If the number of hardware models is higher, then some detective work is required.
A good inventory is required to investigate the specifications of each device.
To keep things not too complicated, let focus on desktops and laptops only. These are typical devices managed by SCCM 2012. Keep in mind though that more devices can be managed by SCCM 2012 (especially with SP1).
Relevant questions you can ask yourself are the following:
- How many devices are used?
- What hardware is being used such as CPU, chipset, GPU, NIC, audio, etc.?
- How many similarities exist between all devices? For example are all devices using an Intel CPU, or Intel NICs, or ATI graphics and so on.

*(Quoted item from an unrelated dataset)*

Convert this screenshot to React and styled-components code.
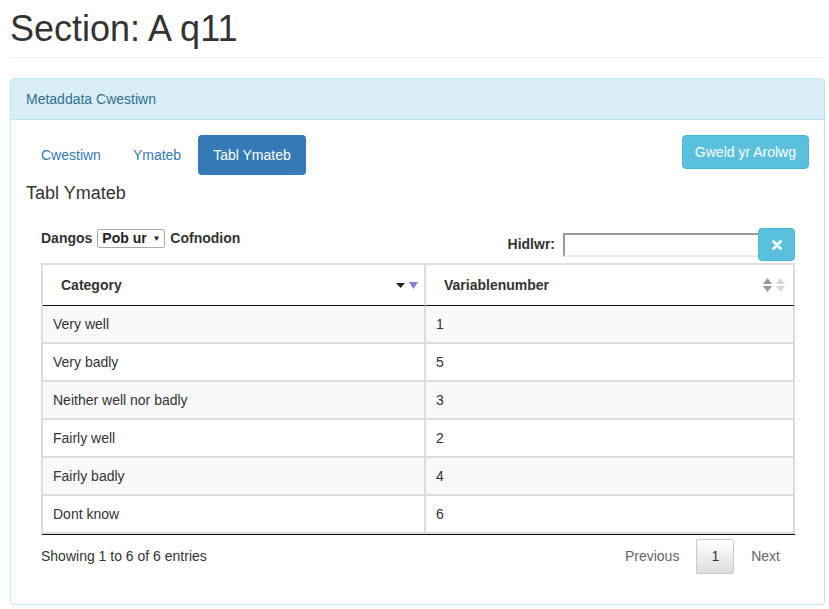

- Does one driver support many devices? For example the Intel Chipset drivers
The 3rd question is pretty important because it can help you determine how you want to organize your driver packages. In my opinion, two strategies are available:
- Create driver packages for each model
- Create driver packages for each hardware category
If you have many similar hardware, then it might make sense to create driver packages on hardware category. You use WMI queries to Task Sequence Variables to determine if a driver package needs to be applied to a device.
If almost similarities exist, then you can consider creating a driver package for each model (or models which use the same driver set).
Let’s illustrate this by an example:
You have 10 desktop models and 10 laptop models:
- 5 desktop models are 5 laptop models are equipped with an Intel GPU
- The other ones have an ATI GPU
In this scenario you can make 2 driver packages, one with the Intel drivers and one with the ATI drivers.
Both driver packages are added in the Task Sequence.
In the 1st task you query the hardware models who are equipped with the Intel GPU. Since the model names are available you can use them to creat your conditions.
The same thing is done with the 2nd for the other devices.
The main question is: why does anyone want to do it like this?
Answer: many driver manufacturers are providing the complete driver set for their hardware. All these driver sets take a great amount of space if you need quite a number of them. In my personal opinion, it doesn’t make much sense to have the same driver stored in your SCCM source location more than once. Having big driver packages also takes considerable more time distributing them if many Distribution points are used.
One other thing: if a driver package is applied, then the whole driver package will be injected in the Operating System installed on the device. The bigger the package gets, the longer it takes to inject it.
Sidenote: Auto Apply Drivers work differently. Auto Apply Drivers checks which drivers are required and will install the ones who are available.
If you have a more modular buildup of your drivers, then you can limit the disk space used and it will shorten the duration if the deployment. This work with ‘good’ drivers only…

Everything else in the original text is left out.